Clearly neglected to rod it down when I ran out of concrete.

But what the hell. It’s still better than Soviet or Detroit cementwork, and their buildings almost never fall down. Unless acted on by outside forces, you know, like a puff of wind or a bird landing on it or something unforeseeable like that.

No, I’m not taking off the forms from yesterday’s pour today. Specially not after gazing upon the mess I made of the first one. I’ll leave those on till Monday.
Hey, green paint fixes everything.

















































I may have wandered into the wrong blog as the woman appears to be spanking herself while waving an oven mitt. Ya can find anything on the interweb.
I thought that flat black paint was supposed to cover all sins. Seriously, you can plaster that with sand mix or mortar if it makes you feel better. Otherwise, your skirting should cover your divots.
Well, yeah. So?
” . . . you can plaster that with sand mix or mortar . . . ” yep, it seals up the surface like the rest of the pier. Good to do it while the pier is still kinda “green”. Trowel it on a little “wet”.
I’m sorry Joel this is not acceptable you will have to rip it all out and start again… Just kidding. ;^)
Even if you don’t bother hiding the imperfections who the heck cares.
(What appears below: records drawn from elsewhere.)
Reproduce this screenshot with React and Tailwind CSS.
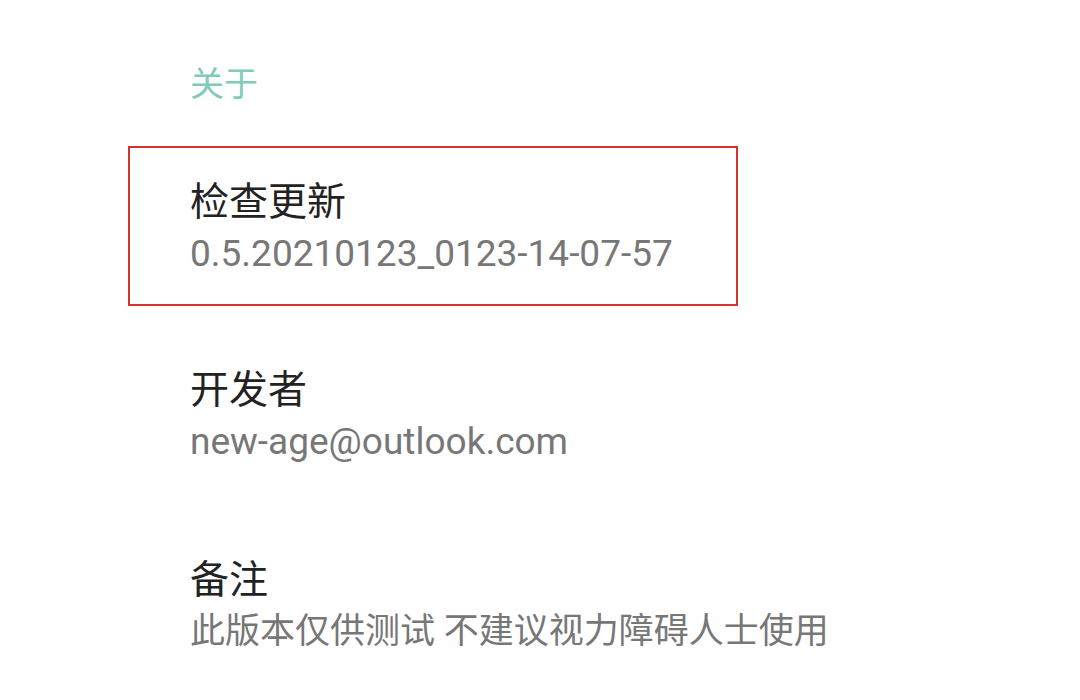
export default function App() {
  const font = { fontFamily: 'Roboto, "Noto Sans CJK SC", sans-serif' };
  return (
    <div className="w-[1080px] h-[700px] bg-white overflow-hidden" style={font}>
      <div className="pl-[190px] pt-[64px] text-[34px] leading-[40px] text-[#80cbb9]">关于</div>
      <div className="ml-[128px] mt-[42px] w-[610px] h-[160px] border-2 border-[#d8322f] pl-[60px] pt-[30px]">
        <div className="text-[39px] leading-[48px] text-[#222222]">检查更新</div>
        <div className="text-[37px] leading-[48px] text-[#777777] mt-[4px]">0.5.20210123_0123-14-07-57</div>
      </div>
      <div className="pl-[190px] mt-[60px]">
        <div className="text-[39px] leading-[48px] text-[#222222]">开发者</div>
        <div className="text-[37px] leading-[48px] text-[#777777] mt-[4px]">new-age@outlook.com</div>
      </div>
      <div className="pl-[190px] mt-[90px]">
        <div className="text-[39px] leading-[48px] text-[#222222]">备注</div>
        <div className="text-[35px] leading-[48px] text-[#777777] mt-[4px]">此版本仅供测试 不建议视力障碍人士使用</div>
      </div>
    </div>
  );
}
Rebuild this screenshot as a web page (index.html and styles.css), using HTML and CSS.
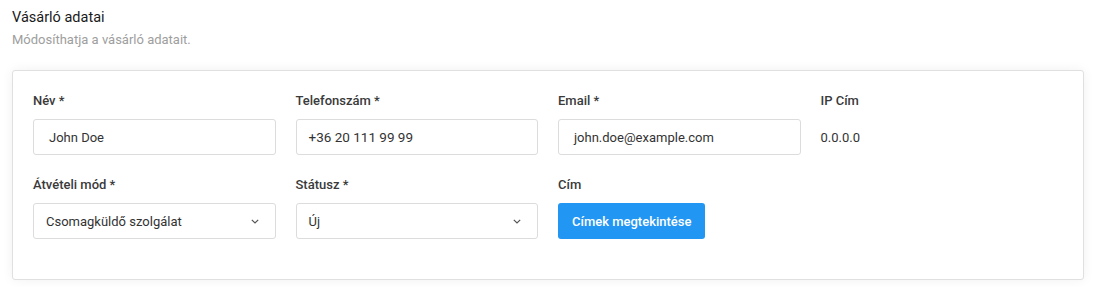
FILE: index.html
```html
<!DOCTYPE html>
<html lang="hu">
<head>
<meta charset="utf-8">
<title>Vásárló adatai</title>
<link rel="stylesheet" href="styles.css">
</head>
<body>
<div class="page">
  <div class="head">
    <h2 class="title">Vásárló adatai</h2>
    <p class="subtitle">Módosíthatja a vásárló adatait.</p>
  </div>
  <div class="card">
    <div class="grid">
      <div class="field">
        <label class="label">Név *</label>
        <div class="input pad15">John Doe</div>
      </div>
      <div class="field">
        <label class="label">Telefonszám *</label>
        <div class="input pad12 big">+36 20 111 99 99</div>
      </div>
      <div class="field">
        <label class="label">Email *</label>
        <div class="input pad15">john.doe@example.com</div>
      </div>
      <div class="field">
        <label class="label">IP Cím</label>
        <div class="plain">0.0.0.0</div>
      </div>
      <div class="field">
        <label class="label">Átvételi mód *</label>
        <div class="input select pad12">
          <span>Csomagküldő szolgálat</span>
          <svg class="chev" width="8" height="5" viewBox="0 0 8 5"><path d="M0.8 0.8 L4 4 L7.2 0.8" fill="none" stroke="#555" stroke-width="1.2"/></svg>
        </div>
      </div>
      <div class="field">
        <label class="label">Státusz *</label>
        <div class="input select pad12">
          <span>Új</span>
          <svg class="chev" width="8" height="5" viewBox="0 0 8 5"><path d="M0.8 0.8 L4 4 L7.2 0.8" fill="none" stroke="#555" stroke-width="1.2"/></svg>
        </div>
      </div>
      <div class="field">
        <label class="label">Cím</label>
        <div><button class="btn">Címek megtekintése</button></div>
      </div>
    </div>
  </div>
</div>
</body>
</html>
```
FILE: styles.css
```css
* { box-sizing: border-box; }
html, body { margin: 0; padding: 0; background: #fff; }
body { font-family: Roboto, "Noto Sans", sans-serif; color: #222; }
.page { padding: 8px 14px 8px 12px; }
.head { margin-bottom: 20px; }
.title { margin: 0; font-size: 14.5px; font-weight: 400; line-height: 20px; color: #1a1a1a; }
.subtitle { margin: 2px 0 0; font-size: 13px; line-height: 20px; color: #9e9e9e; }
.card {
  border: 1px solid #e0e0e0;
  border-radius: 3px;
  background: #fff;
  box-shadow: 0 0 12px rgba(0,0,0,0.06);
  padding: 20px 20px 40px;
  height: 210px;
}
.grid {
  display: grid;
  grid-template-columns: repeat(4, 1fr);
  column-gap: 20px;
  row-gap: 20px;
}
.field { display: flex; flex-direction: column; }
.label { font-size: 13px; font-weight: 500; line-height: 20px; color: #3a3a3a; margin-bottom: 8px; }
.input {
  height: 36px;
  border: 1px solid #dcdcdc;
  border-radius: 3px;
  display: flex;
  align-items: center;
  font-size: 13px;
  color: #333;
}
.pad15 { padding: 0 15px; }
.pad12 { padding: 0 12px; }
.big { font-size: 13.5px; }
.select { justify-content: space-between; padding-right: 16px; }
.chev { display: block; }
.plain { height: 36px; display: flex; align-items: center; font-size: 13px; color: #333; }
.btn {
  height: 36px;
  padding: 0 14px;
  border: none;
  border-radius: 3px;
  background: #2196f3;
  color: #fff;
  font-family: Roboto, "Noto Sans", sans-serif;
  font-size: 13px;
  font-weight: 500;
}
```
Form follows function and so long as the function is correct who gives a rat’s ass about the looks. It will be hidden by the skirt so it’s all good.
Can you believe this crowd is actually trying to get you to stucco your piers???
🙂 Go ahead and laugh now but it’s not out of the question. The piers in the front are going to be really prominent. It’s either cover them with skirting or hide the ugly with paint or stucco.
Stucco is work. Paint.
Sealing up an ugly pier will prevent any possibility of moisture condensing in the obvious nooks and crannies with the potential for freezing and degrading the structural integrity of the pier. This is not a cosmetic consideration, and it’s relatively easy to do now. I will now butt out of the discussion.
What Kentucky said. The damage from freeze-thaw over even a short time is not pretty and is difficult and expensive to repair. No I didn’t build it but I sure have gotten to fix it. Seal that concrete with everything everyone recommended.
For freeze thaw protection I’d recommend filling that with a mortar mix as previously suggested. Probably be okay, but ten minutes and a couple bucks is small insurance.